For legal practitioners, the medals for distinction from one perspective would be the award of silk (appointment as senior counsel). Since 1996, there have been six Olympic Games. However, there have been no medals awarded in the legal profession in Guyana. As we are dealing with the power of praxis, should other perspectives be adopted to measure the achievements of practitioners in our judicial system? Is it better to the holder of an Olympic medal or the holder of a world record? Who would we really like to be?
New Events and New Rules Several events have entered the Rio 2016 Olympics. The choice for comparison is Rugby Sevens. An event introduced only after there was equality between men and women in the sport. The new events in Guyana have been introduced by the New Family Procedure Rules. Who are the likely preferred teams, males or females or mixed? It is noted that there is at least one mixed sailing event in which Aruba competed from the Caribbean region. In the gold medal game of the Rugby Sevens the men from the Fiji Islands defeated the men from the United Kingdom, through the eyes of a lawyer, the Fiji victory can be seen as a symbolic triumph of an indigenous legal system over common law origins and colonial masters. Are we truly ready for the liberation of our legal system? A further opportunity to break the shackles of colonialism may be with the eventual passage of the Civil Procedure Rules in this Olympic year to replace the Rules of Court of 1955. A point to note is that the sport of golf has returned to the Olympics. Forward ever, backward never? Or one step forward two steps backwards? Through a praxis lens, where are we? Technology, challenges and delays Replays and challenges were highlighted as innovations in both versions of the sport of Volley Ball, so much so that China was recalled to finish a preliminary match based on the use of the challenge and replay system. In the Guyana judicial system much needs to be done to incorporate the benefits of technology. The present assumptions include that: a matter once filed will take
decades to finish; there is a tremendous backlog of matters; judges take notes by hand and give decisions in writing as opposed to written decisions. For the players in the Guyana judicial system, the suggestion must be to look for opportunities among the challenges, therefore we must adopt and utilise the benefits of technology both for real time events, replays and decisions on challenges. It is time to perform beyond our lowered expectations. Efficiency, effectiveness and truth would be the likely results.

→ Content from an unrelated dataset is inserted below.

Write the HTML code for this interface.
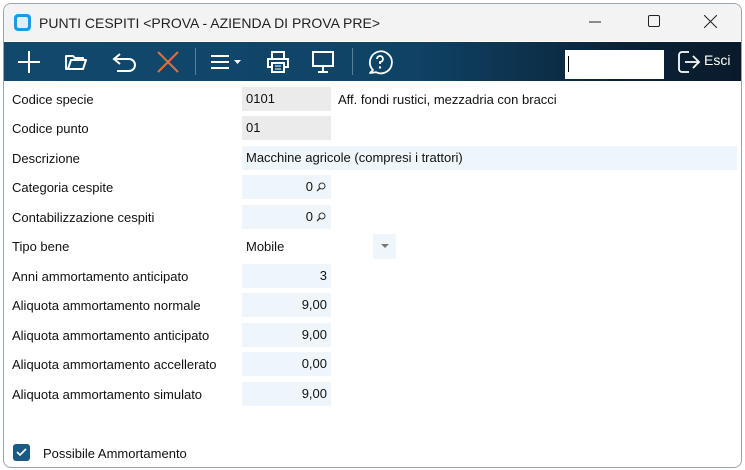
<!DOCTYPE html>
<html><head><style>
body{margin:0;width:745px;height:470px;background:#fff;font-family:"Liberation Sans",sans-serif;font-size:13px;color:#111;position:relative;overflow:hidden}
.win{position:absolute;left:3px;top:3px;width:737px;height:463px;border:1px solid #9aa4ad;border-radius:8px;overflow:hidden;background:#fff}
.title{position:absolute;left:0;top:0;width:100%;height:37px;background:#f3f3f3}
.tb{position:absolute;left:0;top:38px;width:100%;height:39px;background:linear-gradient(90deg,#11496d 0%,#0f4366 55%,#0b2236 85%,#091a2b 100%)}
.lbl{position:absolute;left:8px}
.f{position:absolute;left:238px;width:89px;height:24px;background:#eef6fc;line-height:24px;box-sizing:border-box;padding:0 4px}
.g{background:#ebebeb}
.r{text-align:right}
svg{position:absolute}
</style></head><body>
<div class="win">
<div class="title">
<div style="position:absolute;left:10px;top:10px;width:17px;height:17px;border-radius:4px;background:#1e9be0"><div style="position:absolute;left:3px;top:3px;width:11px;height:11px;border-radius:2px;background:#d8f0ff"></div></div>
<div style="position:absolute;left:35px;top:11px;font-size:14px;color:#222">PUNTI CESPITI &lt;PROVA - AZIENDA DI PROVA PRE&gt;</div>
<svg style="left:585px;top:16px" width="12" height="4"><line x1="0" y1="2" x2="12" y2="2" stroke="#222"/></svg>
<svg style="left:644px;top:11px" width="12" height="12"><rect x="0.5" y="0.5" width="11" height="11" rx="1.5" fill="none" stroke="#222"/></svg>
<svg style="left:700px;top:11px" width="13" height="13"><path d="M0 0L13 13M13 0L0 13" stroke="#222"/></svg>
</div>
<div class="tb">
<svg style="left:13px;top:8px" width="24" height="24"><path d="M12 1V23M1 12H23" stroke="#fff" stroke-width="2"/></svg>
<svg style="left:61px;top:12px" width="22" height="16"><path d="M1 2H8L10 4H18V6H6L3 15H1ZM6 6H21L18 15H3Z" fill="none" stroke="#fff" stroke-width="2" stroke-linejoin="round"/></svg>
<svg style="left:108px;top:10px" width="26" height="20"><path d="M8 2L2 7L8 12M2 7H17A6 6 0 0 1 17 19H5" fill="none" stroke="#fff" stroke-width="2"/></svg>
<svg style="left:153px;top:9px" width="22" height="22"><path d="M1 1L21 21M21 1L1 21" stroke="#e0703a" stroke-width="2"/></svg>
<div style="position:absolute;left:191px;top:6px;width:1px;height:27px;background:#5a7f99"></div>
<svg style="left:206px;top:12px" width="34" height="16"><path d="M1 2H19M1 8H19M1 14H19" stroke="#fff" stroke-width="2"/><path d="M24 6H31L27.5 10Z" fill="#fff"/></svg>
<svg style="left:262px;top:8px" width="24" height="24"><path d="M6 8V2H18V8M6 17H2V9H22V17H18M6 13H18V22H6Z" fill="none" stroke="#fff" stroke-width="2"/><path d="M9 16H15M9 19H15" stroke="#fff"/></svg>
<svg style="left:307px;top:9px" width="24" height="22"><path d="M2 1H22V15H2ZM12 15V20M7 21H17" fill="none" stroke="#fff" stroke-width="2"/></svg>
<div style="position:absolute;left:348px;top:6px;width:1px;height:27px;background:#5a7f99"></div>
<svg style="left:363px;top:7px" width="26" height="26"><path d="M6 21A11 11 0 1 1 9 23.2L3 24Z" fill="none" stroke="#fff" stroke-width="1.8" stroke-linejoin="round"/><path d="M10 10A3 3 0 1 1 13 13V15" fill="none" stroke="#fff" stroke-width="1.8"/><circle cx="13" cy="18.5" r="1.2" fill="#fff"/></svg>
<div style="position:absolute;left:561px;top:8px;width:99px;height:29px;background:#fff"><div style="position:absolute;left:3px;top:6px;width:1px;height:16px;background:#000"></div></div>
<svg style="left:673px;top:8px" width="24" height="24"><path d="M12 2H5A3 3 0 0 0 2 5V19A3 3 0 0 0 5 22H12M8 12H21M16 6L22 12L16 18" fill="none" stroke="#fff" stroke-width="1.8"/></svg>
<div style="position:absolute;left:700px;top:10px;color:#fff;font-size:14px">Esci</div>
</div>
<div class="lbl" style="top:88px">Codice specie</div><div class="f g" style="top:83px">0101</div>
<div style="position:absolute;left:334px;top:88px">Aff. fondi rustici, mezzadria con bracci</div>
<div class="lbl" style="top:117px">Codice punto</div><div class="f g" style="top:112px">01</div>
<div class="lbl" style="top:147px">Descrizione</div><div class="f" style="top:142px;width:495px">Macchine agricole (compresi i trattori)</div>
<div class="lbl" style="top:176px">Categoria cespite</div><div class="f r" style="top:171px;padding-right:18px">0</div>
<svg style="left:312px;top:178px" width="10" height="10"><circle cx="6" cy="4" r="3" fill="none" stroke="#333"/><path d="M4 6L1 9" stroke="#333" stroke-width="1.3"/></svg>
<div class="lbl" style="top:206px">Contabilizzazione cespiti</div><div class="f r" style="top:201px;padding-right:18px">0</div>
<svg style="left:312px;top:208px" width="10" height="10"><circle cx="6" cy="4" r="3" fill="none" stroke="#333"/><path d="M4 6L1 9" stroke="#333" stroke-width="1.3"/></svg>
<div class="lbl" style="top:235px">Tipo bene</div><div style="position:absolute;left:242px;top:235px">Mobile</div>
<div style="position:absolute;left:369px;top:230px;width:23px;height:25px;background:#eef6fc"><svg style="left:8px;top:10px" width="8" height="5"><path d="M0 0H8L4 4Z" fill="#777"/></svg></div>
<div class="lbl" style="top:265px">Anni ammortamento anticipato</div><div class="f r" style="top:260px">3</div>
<div class="lbl" style="top:294px">Aliquota ammortamento normale</div><div class="f r" style="top:289px">9,00</div>
<div class="lbl" style="top:324px">Aliquota ammortamento anticipato</div><div class="f r" style="top:319px">9,00</div>
<div class="lbl" style="top:353px">Aliquota ammortamento accellerato</div><div class="f r" style="top:348px">0,00</div>
<div class="lbl" style="top:383px">Aliquota ammortamento simulato</div><div class="f r" style="top:378px">9,00</div>
<div style="position:absolute;left:9px;top:440px;width:17px;height:17px;border-radius:3px;background:#1b5a82"><svg style="left:3px;top:4px" width="11" height="9"><path d="M1 4L4 7L10 1" fill="none" stroke="#fff" stroke-width="1.6"/></svg></div>
<div style="position:absolute;left:39px;top:442px">Possibile Ammortamento</div>
</div>
</body></html>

The victory of opportunities It has been an Olympics for bans, appeals, lawyers, investigations, injunctions and restraints of movement. Though the arenas may be different there are similarities between the Olympics and the judicial system. Like it or not, lawyers are always needed. For the author, 2016 has been a year of accomplishments in many sports. The images of victory are unforgettable, these include the win of the Cleveland Cavaliers in the NBA finals, the win of the West Indies in the World T20 finals, the days of wins of Jamaican athletes in multiple Olympic events, not to forget the merger of two Olympic elements (land and water) usually kept separate (except for the triathlon) with the golden dive of Shaunae Miller from the Bahamas in the 400m females finals. At the same time there is nothing attractive of the faces of losing, the power of praxis allows us to perceive the situation to our benefit, the suggestion is that application of praxis for the challenges of the judicial system in Guyana. Usain Bolt’s victory in the 200m race and then the team victory in 4x100m relay are most telling. Strive for the best, be the best, if the rest do not push you, that is fair because at the end of the day you are still a winner.